Aim: Reproduce all the material exactly, minus any pictures it holds.
- - -
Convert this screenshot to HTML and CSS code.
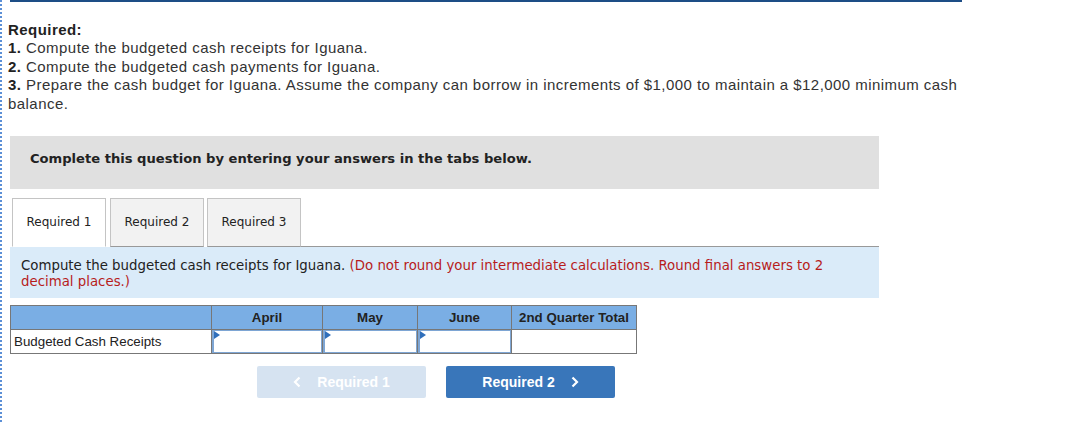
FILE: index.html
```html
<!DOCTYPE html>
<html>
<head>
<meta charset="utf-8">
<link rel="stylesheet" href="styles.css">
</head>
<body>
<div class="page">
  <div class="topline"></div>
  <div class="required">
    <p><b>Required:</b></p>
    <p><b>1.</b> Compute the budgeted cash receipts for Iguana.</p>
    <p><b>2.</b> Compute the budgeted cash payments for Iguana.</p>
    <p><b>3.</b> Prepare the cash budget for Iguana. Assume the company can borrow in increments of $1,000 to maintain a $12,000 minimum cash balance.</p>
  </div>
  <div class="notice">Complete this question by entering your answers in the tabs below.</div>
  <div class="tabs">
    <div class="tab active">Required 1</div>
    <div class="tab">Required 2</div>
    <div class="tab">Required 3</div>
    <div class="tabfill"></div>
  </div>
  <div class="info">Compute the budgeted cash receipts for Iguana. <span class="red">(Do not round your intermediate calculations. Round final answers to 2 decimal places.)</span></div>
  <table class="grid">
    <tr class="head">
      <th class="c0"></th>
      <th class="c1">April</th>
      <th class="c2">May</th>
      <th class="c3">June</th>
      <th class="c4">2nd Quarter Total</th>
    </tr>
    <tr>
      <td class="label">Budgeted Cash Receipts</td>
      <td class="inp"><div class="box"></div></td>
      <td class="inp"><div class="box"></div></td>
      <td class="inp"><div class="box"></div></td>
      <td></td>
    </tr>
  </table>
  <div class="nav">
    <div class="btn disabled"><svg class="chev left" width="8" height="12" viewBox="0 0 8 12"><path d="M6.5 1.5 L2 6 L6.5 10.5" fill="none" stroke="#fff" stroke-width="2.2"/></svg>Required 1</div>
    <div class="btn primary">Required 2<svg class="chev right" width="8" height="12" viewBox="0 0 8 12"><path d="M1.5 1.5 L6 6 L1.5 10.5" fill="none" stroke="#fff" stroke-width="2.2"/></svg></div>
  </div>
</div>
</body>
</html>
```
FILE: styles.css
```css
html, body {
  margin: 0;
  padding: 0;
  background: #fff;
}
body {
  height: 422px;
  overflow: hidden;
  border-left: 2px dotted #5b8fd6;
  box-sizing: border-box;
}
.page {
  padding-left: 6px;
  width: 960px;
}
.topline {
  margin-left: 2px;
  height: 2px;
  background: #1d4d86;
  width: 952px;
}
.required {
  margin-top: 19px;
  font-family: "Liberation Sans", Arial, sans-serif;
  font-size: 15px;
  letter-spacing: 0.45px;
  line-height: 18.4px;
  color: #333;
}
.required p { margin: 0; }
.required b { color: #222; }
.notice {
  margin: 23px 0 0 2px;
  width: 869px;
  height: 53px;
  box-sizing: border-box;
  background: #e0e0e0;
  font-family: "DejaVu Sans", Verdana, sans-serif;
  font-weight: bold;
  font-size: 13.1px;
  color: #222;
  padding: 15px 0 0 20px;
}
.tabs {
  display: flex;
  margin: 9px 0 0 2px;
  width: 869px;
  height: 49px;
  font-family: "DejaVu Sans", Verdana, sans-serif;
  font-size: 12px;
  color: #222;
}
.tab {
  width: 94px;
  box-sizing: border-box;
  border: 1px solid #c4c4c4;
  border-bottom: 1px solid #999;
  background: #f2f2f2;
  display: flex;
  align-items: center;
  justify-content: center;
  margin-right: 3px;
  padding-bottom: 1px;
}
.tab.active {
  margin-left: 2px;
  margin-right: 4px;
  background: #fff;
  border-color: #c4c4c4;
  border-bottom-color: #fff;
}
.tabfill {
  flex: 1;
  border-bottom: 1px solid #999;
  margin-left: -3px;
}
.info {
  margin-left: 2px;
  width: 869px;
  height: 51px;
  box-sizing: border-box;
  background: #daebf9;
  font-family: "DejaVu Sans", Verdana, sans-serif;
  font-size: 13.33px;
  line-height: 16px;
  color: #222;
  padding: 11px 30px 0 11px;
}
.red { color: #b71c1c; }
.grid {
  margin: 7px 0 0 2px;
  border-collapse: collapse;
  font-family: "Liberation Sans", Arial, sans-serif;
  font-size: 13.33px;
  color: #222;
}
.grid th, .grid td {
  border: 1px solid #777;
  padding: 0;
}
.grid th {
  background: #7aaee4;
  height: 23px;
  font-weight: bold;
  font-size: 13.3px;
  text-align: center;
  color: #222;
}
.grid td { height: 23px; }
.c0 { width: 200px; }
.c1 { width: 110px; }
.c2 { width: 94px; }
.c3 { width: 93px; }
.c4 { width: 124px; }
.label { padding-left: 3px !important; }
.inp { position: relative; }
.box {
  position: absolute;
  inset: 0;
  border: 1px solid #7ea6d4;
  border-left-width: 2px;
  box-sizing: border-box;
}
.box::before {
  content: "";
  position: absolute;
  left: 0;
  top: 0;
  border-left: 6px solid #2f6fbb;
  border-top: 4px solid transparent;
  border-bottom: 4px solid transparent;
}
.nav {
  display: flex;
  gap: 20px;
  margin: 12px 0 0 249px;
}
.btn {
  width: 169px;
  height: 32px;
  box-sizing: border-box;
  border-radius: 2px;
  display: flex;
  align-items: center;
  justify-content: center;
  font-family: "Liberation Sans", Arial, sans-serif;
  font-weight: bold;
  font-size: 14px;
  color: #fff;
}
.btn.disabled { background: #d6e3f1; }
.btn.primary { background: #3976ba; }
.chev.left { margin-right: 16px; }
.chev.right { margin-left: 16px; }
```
- - -
Response to this exercise:
Convert this screenshot to HTML and CSS code.
FILE: index.html
```html
<!DOCTYPE html>
<html>
<head>
<meta charset="utf-8">
<link rel="stylesheet" href="styles.css">
</head>
<body>
<div class="page">
  <div class="topline"></div>
  <div class="required">
    <p><b>Required:</b></p>
    <p><b>1.</b> Compute the budgeted cash receipts for Iguana.</p>
    <p><b>2.</b> Compute the budgeted cash payments for Iguana.</p>
    <p><b>3.</b> Prepare the cash budget for Iguana. Assume the company can borrow in increments of $1,000 to maintain a $12,000 minimum cash balance.</p>
  </div>
  <div class="notice">Complete this question by entering your answers in the tabs below.</div>
  <div class="tabs">
    <div class="tab active">Required 1</div>
    <div class="tab">Required 2</div>
    <div class="tab">Required 3</div>
    <div class="tabfill"></div>
  </div>
  <div class="info">Compute the budgeted cash receipts for Iguana. <span class="red">(Do not round your intermediate calculations. Round final answers to 2 decimal places.)</span></div>
  <table class="grid">
    <tr class="head">
      <th class="c0"></th>
      <th class="c1">April</th>
      <th class="c2">May</th>
      <th class="c3">June</th>
      <th class="c4">2nd Quarter Total</th>
    </tr>
    <tr>
      <td class="label">Budgeted Cash Receipts</td>
      <td class="inp"><div class="box"></div></td>
      <td class="inp"><div class="box"></div></td>
      <td class="inp"><div class="box"></div></td>
      <td></td>
    </tr>
  </table>
  <div class="nav">
    <div class="btn disabled"><svg class="chev left" width="8" height="12" viewBox="0 0 8 12"><path d="M6.5 1.5 L2 6 L6.5 10.5" fill="none" stroke="#fff" stroke-width="2.2"/></svg>Required 1</div>
    <div class="btn primary">Required 2<svg class="chev right" width="8" height="12" viewBox="0 0 8 12"><path d="M1.5 1.5 L6 6 L1.5 10.5" fill="none" stroke="#fff" stroke-width="2.2"/></svg></div>
  </div>
</div>
</body>
</html>
```
FILE: styles.css
```css
html, body {
  margin: 0;
  padding: 0;
  background: #fff;
}
body {
  height: 422px;
  overflow: hidden;
  border-left: 2px dotted #5b8fd6;
  box-sizing: border-box;
}
.page {
  padding-left: 6px;
  width: 960px;
}
.topline {
  margin-left: 2px;
  height: 2px;
  background: #1d4d86;
  width: 952px;
}
.required {
  margin-top: 19px;
  font-family: "Liberation Sans", Arial, sans-serif;
  font-size: 15px;
  letter-spacing: 0.45px;
  line-height: 18.4px;
  color: #333;
}
.required p { margin: 0; }
.required b { color: #222; }
.notice {
  margin: 23px 0 0 2px;
  width: 869px;
  height: 53px;
  box-sizing: border-box;
  background: #e0e0e0;
  font-family: "DejaVu Sans", Verdana, sans-serif;
  font-weight: bold;
  font-size: 13.1px;
  color: #222;
  padding: 15px 0 0 20px;
}
.tabs {
  display: flex;
  margin: 9px 0 0 2px;
  width: 869px;
  height: 49px;
  font-family: "DejaVu Sans", Verdana, sans-serif;
  font-size: 12px;
  color: #222;
}
.tab {
  width: 94px;
  box-sizing: border-box;
  border: 1px solid #c4c4c4;
  border-bottom: 1px solid #999;
  background: #f2f2f2;
  display: flex;
  align-items: center;
  justify-content: center;
  margin-right: 3px;
  padding-bottom: 1px;
}
.tab.active {
  margin-left: 2px;
  margin-right: 4px;
  background: #fff;
  border-color: #c4c4c4;
  border-bottom-color: #fff;
}
.tabfill {
  flex: 1;
  border-bottom: 1px solid #999;
  margin-left: -3px;
}
.info {
  margin-left: 2px;
  width: 869px;
  height: 51px;
  box-sizing: border-box;
  background: #daebf9;
  font-family: "DejaVu Sans", Verdana, sans-serif;
  font-size: 13.33px;
  line-height: 16px;
  color: #222;
  padding: 11px 30px 0 11px;
}
.red { color: #b71c1c; }
.grid {
  margin: 7px 0 0 2px;
  border-collapse: collapse;
  font-family: "Liberation Sans", Arial, sans-serif;
  font-size: 13.33px;
  color: #222;
}
.grid th, .grid td {
  border: 1px solid #777;
  padding: 0;
}
.grid th {
  background: #7aaee4;
  height: 23px;
  font-weight: bold;
  font-size: 13.3px;
  text-align: center;
  color: #222;
}
.grid td { height: 23px; }
.c0 { width: 200px; }
.c1 { width: 110px; }
.c2 { width: 94px; }
.c3 { width: 93px; }
.c4 { width: 124px; }
.label { padding-left: 3px !important; }
.inp { position: relative; }
.box {
  position: absolute;
  inset: 0;
  border: 1px solid #7ea6d4;
  border-left-width: 2px;
  box-sizing: border-box;
}
.box::before {
  content: "";
  position: absolute;
  left: 0;
  top: 0;
  border-left: 6px solid #2f6fbb;
  border-top: 4px solid transparent;
  border-bottom: 4px solid transparent;
}
.nav {
  display: flex;
  gap: 20px;
  margin: 12px 0 0 249px;
}
.btn {
  width: 169px;
  height: 32px;
  box-sizing: border-box;
  border-radius: 2px;
  display: flex;
  align-items: center;
  justify-content: center;
  font-family: "Liberation Sans", Arial, sans-serif;
  font-weight: bold;
  font-size: 14px;
  color: #fff;
}
.btn.disabled { background: #d6e3f1; }
.btn.primary { background: #3976ba; }
.chev.left { margin-right: 16px; }
.chev.right { margin-left: 16px; }
```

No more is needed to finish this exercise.